THE PROBLEM
Pull each line containing "styles" out of the data and copy it.

# start of DATA RECORDS

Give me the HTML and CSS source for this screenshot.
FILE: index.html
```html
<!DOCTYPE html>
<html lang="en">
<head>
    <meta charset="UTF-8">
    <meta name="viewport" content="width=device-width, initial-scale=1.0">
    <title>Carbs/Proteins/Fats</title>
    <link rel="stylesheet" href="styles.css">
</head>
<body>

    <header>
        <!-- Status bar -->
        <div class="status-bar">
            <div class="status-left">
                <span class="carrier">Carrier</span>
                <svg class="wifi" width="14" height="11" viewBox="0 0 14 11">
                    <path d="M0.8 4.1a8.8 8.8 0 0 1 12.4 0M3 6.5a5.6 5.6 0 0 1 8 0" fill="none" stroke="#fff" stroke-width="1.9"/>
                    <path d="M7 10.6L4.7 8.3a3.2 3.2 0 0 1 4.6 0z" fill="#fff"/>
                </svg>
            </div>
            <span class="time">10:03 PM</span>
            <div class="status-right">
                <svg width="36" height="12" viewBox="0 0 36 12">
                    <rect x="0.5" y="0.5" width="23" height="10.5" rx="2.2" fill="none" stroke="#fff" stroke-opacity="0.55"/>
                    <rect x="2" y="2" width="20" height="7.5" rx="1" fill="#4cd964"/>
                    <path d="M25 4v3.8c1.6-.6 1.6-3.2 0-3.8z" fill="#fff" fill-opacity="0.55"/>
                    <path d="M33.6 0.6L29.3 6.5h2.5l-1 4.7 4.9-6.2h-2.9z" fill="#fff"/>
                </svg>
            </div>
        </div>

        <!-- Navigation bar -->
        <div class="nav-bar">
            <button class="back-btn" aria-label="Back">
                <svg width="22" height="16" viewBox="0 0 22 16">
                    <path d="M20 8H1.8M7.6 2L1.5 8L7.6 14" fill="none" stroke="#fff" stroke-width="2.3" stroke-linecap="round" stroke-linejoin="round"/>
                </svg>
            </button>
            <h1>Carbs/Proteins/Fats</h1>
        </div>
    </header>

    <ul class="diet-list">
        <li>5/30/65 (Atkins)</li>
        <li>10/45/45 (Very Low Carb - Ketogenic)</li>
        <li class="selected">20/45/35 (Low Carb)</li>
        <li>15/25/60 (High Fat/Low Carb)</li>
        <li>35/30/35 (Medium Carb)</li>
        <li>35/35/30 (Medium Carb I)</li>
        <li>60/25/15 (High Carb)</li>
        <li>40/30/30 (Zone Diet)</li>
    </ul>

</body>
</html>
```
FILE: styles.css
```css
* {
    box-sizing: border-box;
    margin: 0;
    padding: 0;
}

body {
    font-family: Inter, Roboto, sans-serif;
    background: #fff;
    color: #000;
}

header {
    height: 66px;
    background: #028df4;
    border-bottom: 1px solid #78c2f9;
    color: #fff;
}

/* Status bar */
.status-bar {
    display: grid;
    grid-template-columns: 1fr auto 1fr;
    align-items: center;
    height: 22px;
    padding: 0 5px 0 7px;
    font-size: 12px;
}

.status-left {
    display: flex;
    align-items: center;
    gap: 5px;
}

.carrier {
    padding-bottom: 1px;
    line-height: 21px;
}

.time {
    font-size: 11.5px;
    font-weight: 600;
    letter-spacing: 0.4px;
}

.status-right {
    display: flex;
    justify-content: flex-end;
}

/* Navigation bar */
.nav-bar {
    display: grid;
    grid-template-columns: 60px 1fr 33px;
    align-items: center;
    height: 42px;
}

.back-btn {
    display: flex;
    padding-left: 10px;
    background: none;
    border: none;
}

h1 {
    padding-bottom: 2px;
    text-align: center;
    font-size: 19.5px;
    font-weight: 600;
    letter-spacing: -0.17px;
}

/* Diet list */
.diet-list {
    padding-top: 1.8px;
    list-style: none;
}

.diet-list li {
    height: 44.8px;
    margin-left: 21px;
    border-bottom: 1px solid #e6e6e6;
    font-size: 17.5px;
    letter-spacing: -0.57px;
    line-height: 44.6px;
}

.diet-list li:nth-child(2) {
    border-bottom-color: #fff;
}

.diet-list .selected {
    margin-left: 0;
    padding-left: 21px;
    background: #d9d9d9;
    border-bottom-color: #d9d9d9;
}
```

# end of DATA RECORDS
# start of DATA RECORDS

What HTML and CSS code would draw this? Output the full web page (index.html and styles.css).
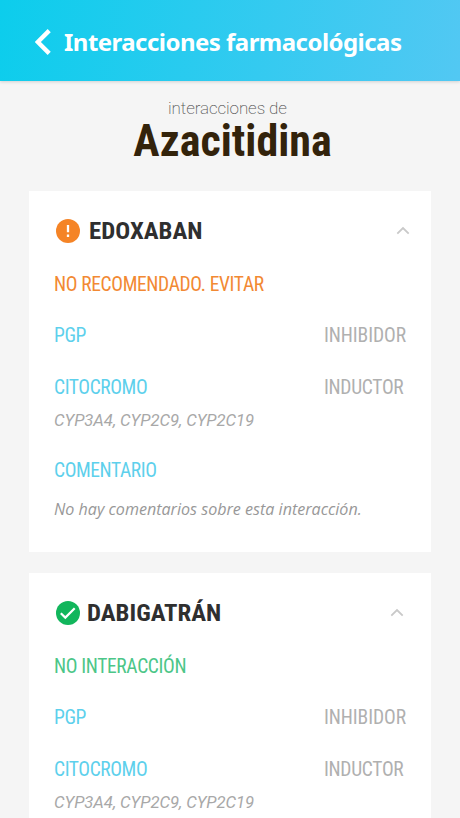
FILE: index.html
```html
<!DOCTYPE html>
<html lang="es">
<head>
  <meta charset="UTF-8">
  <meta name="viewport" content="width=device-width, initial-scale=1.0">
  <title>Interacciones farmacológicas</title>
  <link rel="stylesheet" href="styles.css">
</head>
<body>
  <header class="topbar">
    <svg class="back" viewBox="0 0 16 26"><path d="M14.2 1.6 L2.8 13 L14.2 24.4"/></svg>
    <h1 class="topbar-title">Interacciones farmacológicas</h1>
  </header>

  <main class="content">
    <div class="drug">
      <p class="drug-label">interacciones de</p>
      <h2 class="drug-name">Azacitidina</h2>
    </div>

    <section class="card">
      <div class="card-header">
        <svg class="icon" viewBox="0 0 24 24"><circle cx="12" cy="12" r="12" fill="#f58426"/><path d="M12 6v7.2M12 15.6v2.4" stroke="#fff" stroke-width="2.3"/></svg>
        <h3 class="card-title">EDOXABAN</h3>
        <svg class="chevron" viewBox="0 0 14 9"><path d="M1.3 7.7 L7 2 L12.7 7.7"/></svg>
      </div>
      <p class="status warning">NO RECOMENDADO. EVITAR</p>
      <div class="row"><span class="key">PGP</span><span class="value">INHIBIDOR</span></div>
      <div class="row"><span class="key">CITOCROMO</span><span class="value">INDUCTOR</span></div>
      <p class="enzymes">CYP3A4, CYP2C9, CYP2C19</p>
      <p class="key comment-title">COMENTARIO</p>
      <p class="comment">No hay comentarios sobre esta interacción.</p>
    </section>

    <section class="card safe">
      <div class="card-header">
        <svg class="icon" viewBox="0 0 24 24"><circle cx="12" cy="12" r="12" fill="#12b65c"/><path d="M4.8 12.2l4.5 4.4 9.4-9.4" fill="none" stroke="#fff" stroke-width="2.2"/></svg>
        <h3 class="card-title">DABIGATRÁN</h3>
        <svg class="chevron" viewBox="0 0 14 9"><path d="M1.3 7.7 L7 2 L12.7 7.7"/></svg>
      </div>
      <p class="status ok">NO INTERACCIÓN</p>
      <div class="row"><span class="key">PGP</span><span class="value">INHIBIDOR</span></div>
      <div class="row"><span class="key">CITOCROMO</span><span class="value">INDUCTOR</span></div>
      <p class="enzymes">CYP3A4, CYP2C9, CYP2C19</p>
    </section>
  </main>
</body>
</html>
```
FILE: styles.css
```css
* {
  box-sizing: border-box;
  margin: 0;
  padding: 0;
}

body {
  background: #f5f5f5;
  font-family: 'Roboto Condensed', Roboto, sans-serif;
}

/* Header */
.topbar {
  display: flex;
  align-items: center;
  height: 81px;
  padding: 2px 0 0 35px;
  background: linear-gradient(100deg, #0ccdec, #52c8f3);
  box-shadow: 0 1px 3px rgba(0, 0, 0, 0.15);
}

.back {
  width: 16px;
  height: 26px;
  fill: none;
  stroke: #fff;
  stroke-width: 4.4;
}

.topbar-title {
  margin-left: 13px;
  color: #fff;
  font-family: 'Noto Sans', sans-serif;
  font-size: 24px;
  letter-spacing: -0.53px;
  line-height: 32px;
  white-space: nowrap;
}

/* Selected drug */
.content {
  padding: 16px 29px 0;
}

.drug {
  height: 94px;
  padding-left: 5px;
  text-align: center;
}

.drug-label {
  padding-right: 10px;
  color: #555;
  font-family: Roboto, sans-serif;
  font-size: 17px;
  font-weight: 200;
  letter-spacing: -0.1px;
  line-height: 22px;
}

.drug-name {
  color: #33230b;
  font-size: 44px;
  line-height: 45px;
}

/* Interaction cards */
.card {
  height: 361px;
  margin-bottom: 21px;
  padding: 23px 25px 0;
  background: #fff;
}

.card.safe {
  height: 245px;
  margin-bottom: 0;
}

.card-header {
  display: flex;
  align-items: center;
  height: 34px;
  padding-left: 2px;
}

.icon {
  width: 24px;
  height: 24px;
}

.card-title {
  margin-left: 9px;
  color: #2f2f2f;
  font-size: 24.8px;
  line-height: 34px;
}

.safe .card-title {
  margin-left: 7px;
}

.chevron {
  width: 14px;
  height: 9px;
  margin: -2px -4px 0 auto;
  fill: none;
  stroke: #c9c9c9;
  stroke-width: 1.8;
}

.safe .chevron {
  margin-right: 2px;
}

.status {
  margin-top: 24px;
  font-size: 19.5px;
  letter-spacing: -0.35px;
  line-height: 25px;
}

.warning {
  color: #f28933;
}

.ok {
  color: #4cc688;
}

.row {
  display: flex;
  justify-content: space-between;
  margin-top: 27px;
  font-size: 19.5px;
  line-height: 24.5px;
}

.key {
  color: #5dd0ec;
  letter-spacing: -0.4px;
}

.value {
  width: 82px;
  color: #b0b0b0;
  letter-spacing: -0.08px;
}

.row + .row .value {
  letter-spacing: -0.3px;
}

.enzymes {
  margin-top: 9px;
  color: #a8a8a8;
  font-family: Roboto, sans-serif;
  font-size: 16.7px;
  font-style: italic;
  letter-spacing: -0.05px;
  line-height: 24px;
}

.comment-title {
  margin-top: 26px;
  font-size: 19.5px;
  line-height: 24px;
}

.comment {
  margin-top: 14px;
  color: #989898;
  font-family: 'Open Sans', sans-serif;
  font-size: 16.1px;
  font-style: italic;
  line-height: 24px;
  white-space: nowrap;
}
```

# end of DATA RECORDS

THE OUTPUT
    <link rel="stylesheet" href="styles.css">
FILE: styles.css
What HTML and CSS code would draw this? Output the full web page (index.html and styles.css).
  <link rel="stylesheet" href="styles.css">
FILE: styles.css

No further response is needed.